10% GDP GROWTH? The U.S. economy is on fire, and is about to get stoked even more.

The U.S. economy has roared back to life in 2021, with first-quarter growth set to defy even the rosiest expectations as another fresh influx of cash looms.

Manufacturing data Monday showed the sector at its highest growth level since August 2018. That report from the Institute for Supply Management in turn helped confirm the notion among economists that output to start the year is far better than the low single-digit growth many had been predicting in late 2020.

The Atlanta Federal Reserve, which tracks data in real time to estimate changes in gross domestic product, now is indicating a 10% gain for the first three months of the year. The GDPNow tool generally is volatile early in the quarter then becomes more accurate as the data rolls in through the period.

That comes on the heels of a report Friday showing that personal income surged 10% in January, thanks largely to $600 stimulus checks from the government. Household wealth increased nearly $2 trillion for the month while spending rose just 2.4%, or $340.9 billion.

Those numbers, along with a burst of nearly $4 trillion in savings, pointed to an economy not only growing powerfully but also one that is poised to continue that path through the year.

“The V-shaped recovery in real GDP will remain V-shaped during the first half of this year and probably through the end of the year,” Ed Yardeni of Yardeni Research wrote in his daily note Tuesday. “However, it will no longer be a ‘recovery’ beyond Q1 because real GDP will have fully recovered during the current quarter. Thereafter, GDP will be in an ‘expansion’ in record-high territory.”

Economists previously hadn’t expected the $21.5 trillion U.S. economy to regain its pandemic-related losses until at least the second or third quarter of this year, if not later.

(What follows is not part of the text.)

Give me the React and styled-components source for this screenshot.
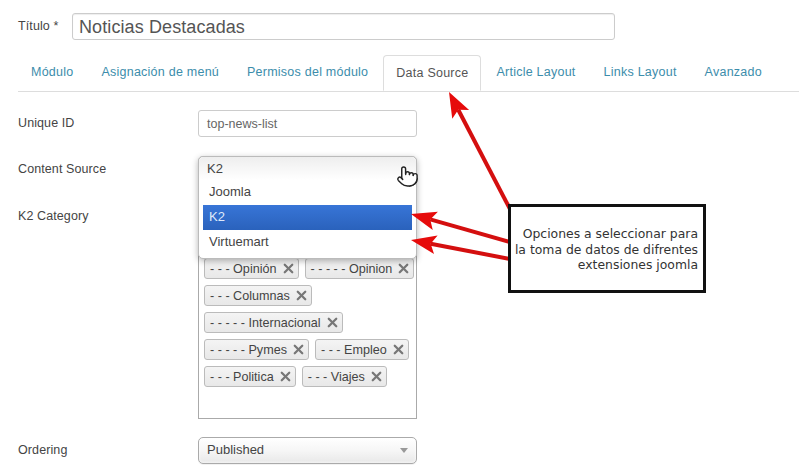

On Sunday, in an article titled “Was COVID-19 Our Neutron Bomb?,” Victor Davis Hanson explored this potential boom and asked, “What are the political consequences of the likely slow waning of COVID-19 and a projected return to near normality?”

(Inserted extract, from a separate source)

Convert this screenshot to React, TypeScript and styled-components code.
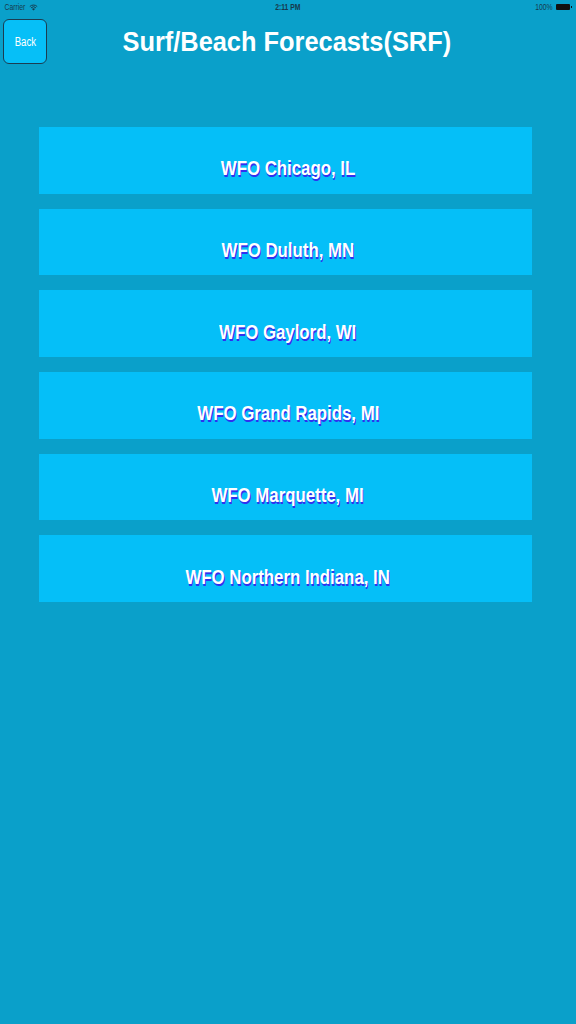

All sorts of known unknowns follow. When will Biden’s tax hikes, new regulations, subsidized green add-ons, gas and oil curtailment, and massive accumulating debt begin to slow things down?

Will a near $30 trillion debt growing at $2 trillion a year, with a progressive laundry list of ever more “essential” entitlements, finally lead to inflation, or stagflation, or permanent zero interest rates—or an abrupt recession, or worse?

No one knows.

But in the political sense, Republicans might wish to prepare for an artificially inflated but robust economy that could last until late in the midterm year 2022. It will do no good to argue that Operation Warp Speed, an end to the failed New York-California blue-state lockdown model, and the remnants of the Trump economic package mostly account for the upswing. The president in power when economies tank or roar gets commensurate blame or credit.

All the talk of a dismal Trump response to the virus will soon and reluctantly wane, as our vaccination rate, our prior national leadership in creating vaccines, and our earlier end to the pandemic will be positively compared with other nations, especially those in Europe. As a result, Biden will transmogrify from a shrill critic of what he inherited to a plagiarist of that recovery.

If Biden and his team get what they wish—a neo-socialist, big government transformation—we will enter tough times. But not yet and perhaps not until after 2022.

Also possibly on the horizon: Inflation Comes for the Profligate.

Now, as the economic recovery from the Covid bust strengthens, soaring government debt is still being heavily monetized in the Federal Reserve’s balance sheet, which has now expanded to a previously unimagined $7.6 trillion, in a classic Treasury-Fed cooperation. The printing (literal and metaphorical) continues and the new administration wants to expand it even more. Isn’t accelerating inflation on the way?

The distinguished former Secretary of the Treasury, economist Larry Summers, recently suggested that it may be. “There is a chance,” he wrote, that government actions “on a scale closer to World War II levels than normal recession levels will set off inflationary pressures of a kind we have not seen in a generation.” I believe this is correct.

If we agree that there is such “a chance,” how big a chance is it? With political delicacy, Summers’ essay does not address this question. Instead, he carefully points out the “enormous uncertainties” involved. While the fog of uncertainty always obscures the economic future, it looks to me like the answer is that the chance is substantial. It would not be at all surprising to see inflation move significantly higher.

“There is the risk,” Summers writes, “of inflation expectations rising sharply.” Well, inflation expectations are already rising among bond investors and analysts, giving rise to such commentaries as these:

Read the whole thing.

Earlier: The Real Estate Market Has Gone Crazy. Exit quote: “You are spot on.  In my opinion the whole process started with our Government printing trillions of dollars with no basis throwing it out on public, bottom line interest rates qualifying lower purchase point clients to jump into 100k more homes, people making short term gains in ‘no reason stock market gains’, builders increasing the prices crazy with the excuse of increased material cost are the big balloon that is going to burst soon. People prove again they have short memory forgetting 2000 & 2008.”